Hiring people like you means you may be hiring people who have not just similar strengths, but also similar weaknesses. Hiring people like you may also mean few will challenge your view of market opportunities, customer targets, or product features and benefits. People like you will tend to see the world in much the same way as you. And this might mean you miss business opportunities because hiring people like you limit your ability to see much of anything different than you may see it. Hiring people too much like you may well restrict your long-term success in business.

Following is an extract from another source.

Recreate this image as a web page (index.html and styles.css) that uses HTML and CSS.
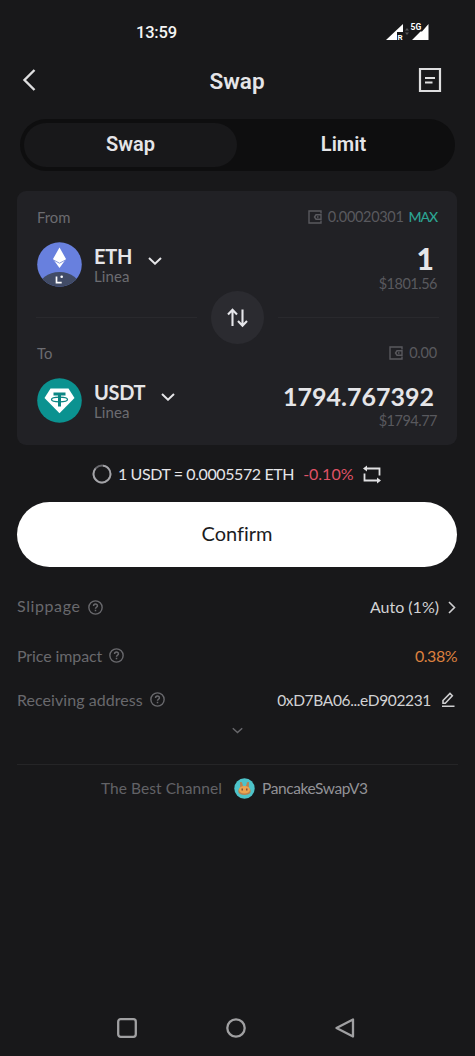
FILE: index.html
```html
<!DOCTYPE html>
<html lang="en">
<head>
<meta charset="utf-8">
<title>Swap</title>
<link rel="stylesheet" href="styles.css">
</head>
<body>
<svg class="defs" width="0" height="0">
  <symbol id="wallet" viewBox="0 0 14 14"><path d="M13 3.500V1H1v12h12v-2.500M13 4.800H8L6.500 7 8 9.200h5zM9 7h1.500" fill="none" stroke="currentColor" stroke-width="1.400"/></symbol>
  <symbol id="help" viewBox="0 0 14 14"><circle cx="7" cy="7" r="6.200" fill="none" stroke="currentColor" stroke-width="1.300"/><path d="M5.200 5.700C5.200 3.200 8.900 3.300 8.800 5.500 8.700 6.800 7 6.800 7 8.100M7 9.200v1.400" fill="none" stroke="currentColor" stroke-width="1.400"/></symbol>
  <symbol id="down" viewBox="0 0 14 8"><path d="M1 1l6 5.700L13 1" fill="none" stroke="currentColor" stroke-width="2"/></symbol>
</svg>
<div class="screen">
  <div class="status">
    <span class="clock">13:59</span>
    <svg class="signal" width="44" height="18" viewBox="0 0 44 18">
      <path d="M0 17L17 1v8h-6v8z" fill="#fff"/>
      <text x="11.500" y="17" class="sig-r">R</text>
      <path d="M19 7.500l2-2.500 2 2.500zM19 9.500l2 2.500 2-2.500z" fill="#555558"/>
      <path d="M26 17L34.500 8.500H36L42.500 1V17z" fill="#fff"/>
      <text x="24.500" y="7.200" class="sig-5g">5G</text>
    </svg>
  </div>
  <header class="header">
    <svg width="14" height="24" viewBox="0 0 14 24"><path d="M12.500 2L2.500 12l10 10" fill="none" stroke="#dededf" stroke-width="2.400"/></svg>
    <h1 class="title">Swap</h1>
    <svg width="24" height="26" viewBox="0 0 24 26"><path d="M2 2h20v22H2zM7 11h10M7 15.500h7.500" fill="none" stroke="#dededf" stroke-width="2.200"/></svg>
  </header>
  <div class="tabs"><div class="tab active"><span>Swap</span></div><div class="tab"><span>Limit</span></div></div>

  <section class="card">
    <div class="row label-row"><span class="from">From</span><span class="balance"><svg width="14" height="14"><use href="#wallet"/></svg><span class="bal-num">0.00020301</span><span class="max">MAX</span></span></div>
    <div class="row token-row">
      <svg class="coin" width="45" height="45" viewBox="0 0 45 45">
        <clipPath id="c"><circle cx="22.500" cy="22.500" r="22.300"/></clipPath>
        <g clip-path="url(#c)"><rect width="45" height="45" fill="#6880de"/><ellipse cx="22.500" cy="46" rx="21" ry="16" fill="#414b66"/></g>
        <path d="M22.500 5.500L29 17l-6.500 9L16 17z" fill="#fff"/><path d="M16.500 18l6 3.200 6-3.200" fill="none" stroke="#8999db" stroke-width="1"/>
        <path d="M19.500 34.500v6.200h5.200" fill="none" stroke="#fff" stroke-width="1.700"/><circle cx="24.700" cy="34.800" r="1.300" fill="#fff"/>
      </svg>
      <div class="names"><div class="symbol"><span class="eth">ETH</span><svg class="chev eth-chev" width="14" height="8"><use href="#down"/></svg></div><span class="chain">Linea</span></div>
      <div class="amounts"><span class="amount big">1</span><span class="fiat">$1801.56</span></div>
    </div>
    <div class="divider"><i></i>
      <svg width="53" height="53" viewBox="0 0 53 53"><circle cx="26.500" cy="26.500" r="26.500" fill="#2b2b30"/><path d="M21.500 35V19M17 23.500l4.500-4.700L26 23.500M31.500 18.500v15.500M27 30l4.500 4.700L36 30" fill="none" stroke="#e6e6ea" stroke-width="2.100"/></svg>
    <i></i></div>
    <div class="row label-row to-row"><span class="to">To</span><span class="balance"><svg width="14" height="14"><use href="#wallet"/></svg><span class="zero">0.00</span></span></div>
    <div class="row token-row">
      <svg class="coin" width="45" height="45" viewBox="0 0 45 45">
        <circle cx="22.500" cy="22.500" r="22.300" fill="#0b9290"/>
        <path d="M13.500 10.500h18l6 9.500-15 15.300L7.500 20z" fill="#fff"/>
        <path d="M16.500 16h12M22.500 16v12.500" fill="none" stroke="#0b8583" stroke-width="3"/><ellipse cx="22.500" cy="21.500" rx="8" ry="2.300" fill="none" stroke="#0b8583" stroke-width="1.300"/>
      </svg>
      <div class="names"><div class="symbol"><span class="usdt">USDT</span><svg class="chev usdt-chev" width="14" height="8"><use href="#down"/></svg></div><span class="chain">Linea</span></div>
      <div class="amounts"><span class="amount">1794.767392</span><span class="fiat">$1794.77</span></div>
    </div>
  </section>

  <div class="rate">
    <svg width="20" height="20" viewBox="0 0 20 20"><circle cx="10" cy="10" r="8.500" fill="none" stroke="#66666b" stroke-width="2"/><path d="M11 1.550A8.500 8.500 0 1 1 3.500 4.500" fill="none" stroke="#a4a4a8" stroke-width="1.700"/></svg>
    <span class="rate-text">1 USDT = 0.0005572 ETH</span><span class="change">-0.10%</span>
    <svg width="18" height="19" viewBox="0 0 18 19"><path d="M3 3.500h13.500V10.500M15 15.500H1.500V8.500" fill="none" stroke="#e0e0e2" stroke-width="1.800"/><path d="M0 3.500L4 .5v6zM18 15.500L14 12.500v6z" fill="#e0e0e2"/></svg>
  </div>
  <button class="confirm"><span>Confirm</span></button>

  <div class="details">
    <div class="detail slip"><span class="name n1">Slippage</span><svg class="help" width="15" height="15"><use href="#help"/></svg><span class="value v1">Auto (1%)</span><svg class="next" width="8" height="13" viewBox="0 0 8 13"><path d="M1 1l5.500 5.500L1 12" fill="none" stroke="#cfcfd1" stroke-width="1.600"/></svg></div>
    <div class="detail impact"><span class="name n2">Price impact</span><svg class="help" width="15" height="15"><use href="#help"/></svg><span class="value v2">0.38%</span></div>
    <div class="detail address"><span class="name n3">Receiving address</span><svg class="help" width="15" height="15"><use href="#help"/></svg><span class="value v3">0xD7BA06...eD902231</span><svg class="edit" width="14" height="16" viewBox="0 0 14 16"><path d="M1 14.200h12.500M2 11.200V8.500L9 1.500l2.300 2.300-7 7.400z" fill="none" stroke="#cfcfd1" stroke-width="1.600"/></svg></div>
  </div>
  <svg class="more" width="11" height="7" viewBox="0 0 14 8"><path d="M1 1l6 5.700L13 1" fill="none" stroke="#68686c" stroke-width="1.800"/></svg>
  <div class="channel">
    <span class="best">The Best Channel</span>
    <svg width="21" height="21" viewBox="0 0 21 21"><circle cx="10.500" cy="10.500" r="10.200" fill="#4dc3c9"/><path d="M6 4l2 .2 1 3.800h3l1-3.800 2-.2-.2 5.500c3.500 3 2.300 7.500-4.300 7.500s-7.800-4.500-4.300-7.500z" fill="#b98250"/><ellipse cx="10.500" cy="11.700" rx="5.500" ry="3.800" fill="#eba451"/><path d="M8.200 10.500v2M12.800 10.500v2" stroke="#704334" stroke-width="1.300"/></svg>
    <span class="pancake">PancakeSwapV3</span>
  </div>
  <nav class="nav">
    <svg width="20" height="20" viewBox="0 0 20 20"><rect x="1.200" y="1.200" width="17.600" height="17.600" rx="2.500"/></svg>
    <svg width="20" height="20" viewBox="0 0 20 20"><circle cx="10" cy="10" r="8.700"/></svg>
    <svg width="20" height="20" viewBox="0 0 20 20"><path d="M18 1.500v17L1.500 10z"/></svg>
  </nav>
</div>
</body>
</html>
```
FILE: styles.css
```css
* { box-sizing: border-box; }
body { margin: 0; background: #18181a; color: #e5e5e8; font-family: Lato, "Noto Sans", sans-serif; font-variant-ligatures: none; }
svg { display: block; flex: none; }
.defs { position: absolute; }
.screen { height: 1056px; display: flex; flex-direction: column; white-space: nowrap; overflow: hidden; }
.screen > * { flex: none; }
.status { height: 62px; padding: 2px 45px 0 136px; display: flex; align-items: center; justify-content: space-between; }
.clock { font: 500 16.500px/20px Roboto, sans-serif; letter-spacing: -0.2px; color: #f4f4f4; padding-top: 2px; }
.signal { font-family: Roboto, sans-serif; fill: #fff; font-weight: 700; }
.sig-r { font-size: 8px; }
.sig-5g { font-size: 8.500px; }
.header { height: 36px; padding: 0 33px 0 22px; display: flex; align-items: center; justify-content: space-between; }
.title { margin: 2px 0 0 20px; font: 600 22.500px/26px Roboto, sans-serif; }
.tabs { height: 52px; margin: 21px 20px 0; padding: 4px; border-radius: 26px; background: #0e0e0f; display: flex; }
.tab { width: 213px; height: 44px; padding-bottom: 2px; border-radius: 22px; display: flex; align-items: center; justify-content: center; font: 600 20px/24px Roboto, sans-serif; }
.tab.active { background: #18181a; }
.card { margin: 20px 18px 0 17px; height: 254px; padding: 16px 20px 0; border-radius: 9px; background: #212125; }
.row { display: flex; justify-content: space-between; }
.label-row { height: 20px; align-items: center; font-size: 14.800px; color: #6c6c71; }
.label-row span { line-height: 18px; }
.balance { display: flex; align-items: center; color: #59595e; }
.balance svg { margin-right: 6px; }
.bal-num { font-size: 14.500px; letter-spacing: -0.32px; }
.zero { font-size: 14.500px; letter-spacing: -0.2px; }
.max { color: #2ca493; margin-left: 5px; font-size: 14px; font-weight: 500; letter-spacing: -1.1px; }
.token-row { height: 61px; padding-top: 15px; }
.names { margin-left: 12px; flex: 1; }
.symbol { height: 28px; display: flex; align-items: center; font-size: 20px; font-weight: 700; letter-spacing: -0.3px; }
.chev { margin: 10px 0 0 16px; }
.chain { display: block; height: 14px; line-height: 12px; font-size: 15px; letter-spacing: 0.1px; color: #6c6c71; }
.amounts { display: flex; flex-direction: column; align-items: flex-end; }
.amount { font-size: 25px; font-weight: 700; line-height: 36px; height: 34px; padding-right: 3px; }
.amount.big { font-size: 30px; font-weight: 900; line-height: 33px; }
.fiat { font-size: 14.500px; letter-spacing: -0.5px; line-height: 17px; color: #59595e; }
.divider { height: 53px; margin: 3px -2px 0 -1px; display: flex; align-items: center; justify-content: space-between; }
.divider i { width: 161px; height: 1px; background: #29292d; }
.to-row { margin-top: -1px; }
.rate { height: 20px; margin: 19px 0 0 92px; display: flex; align-items: center; font-size: 16px; line-height: 20px; }
.rate span { padding-bottom: 1px; }
.rate-text { margin-left: 6px; letter-spacing: -0.4px; }
.change { margin: 0 9px; color: #df5266; }
.confirm { margin: 18px 18px 0 17px; height: 65px; padding: 0 0 3px; border: 0; border-radius: 33px; background: #fff; color: #1c1c1e; font: 400 20px/24px Lato, sans-serif; font-variant-ligatures: none; }
.details { padding: 30px 18px 0 17px; font-size: 16px; line-height: 18px; }
.detail { height: 20px; display: flex; align-items: center; }
.detail span { padding-bottom: 1px; }
.slip .name { padding-bottom: 2px; }
.impact { margin-top: 29px; }
.address { margin-top: 24px; }
.name { color: #69696d; }
.n1 { letter-spacing: 0.6px; }
.n2 { letter-spacing: -0.1px; }
.n3 { letter-spacing: 0.05px; }
.help { color: #69696d; margin-left: 7px; }
.impact .help, .address .help { margin-bottom: 1px; }
.value { margin-left: auto; color: #d2d2d4; }
.next { margin: 0 1px 0 9px; }
.edit { margin: 0 2px 0 10px; }
.v2 { color: #dc803f; letter-spacing: -0.5px; }
.v3 { font-size: 15.500px; letter-spacing: -0.35px; }
.more { margin: 17px 0 0 232px; }
.channel { margin: 30px 17px 0; border-top: 1px solid #252527; height: 48px; padding-left: 84px; display: flex; align-items: center; font-size: 15.500px; line-height: 18px; }
.channel span { padding-bottom: 2px; }
.best { color: #626266; letter-spacing: 0.06px; }
.channel svg { margin: 0 7px 0 12px; }
.pancake { color: #929297; letter-spacing: -0.4px; }
.nav { margin-top: 206px; padding: 0 120px 0 117px; display: flex; justify-content: space-between; fill: none; stroke: #a0a0a2; stroke-width: 2.300; stroke-linejoin: round; }
```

Hire people who have different backgrounds, education, and experiences. Hire those with a different world view, a different attitude, and from a different place in the community and the world. Cultivate this diversity within your company because it is this diversity that will help you identify and exploit opportunities for business growth. Hire people whose strengths bolster your weaknesses. Hire people who do things differently than you, who challenge your thinking, who push your buttons, who make you question your decisions. And listen to them. Surprising as it may seem at times, you do not have all the answers. The input of others—people who are not like you—can make you a better in business, a stronger leader, and often, a better person.

When you surround yourself with people like you, you will get a company built in your image. And as enticing as this might sound, it will likely limit your ability to achieve those business goals to which you aspire. Don’t give in to the desire to hire people like you.

_____

Reference

Wasserman, N. (2012). The Founder’s Dilemma. Princeton: Princeton University Press.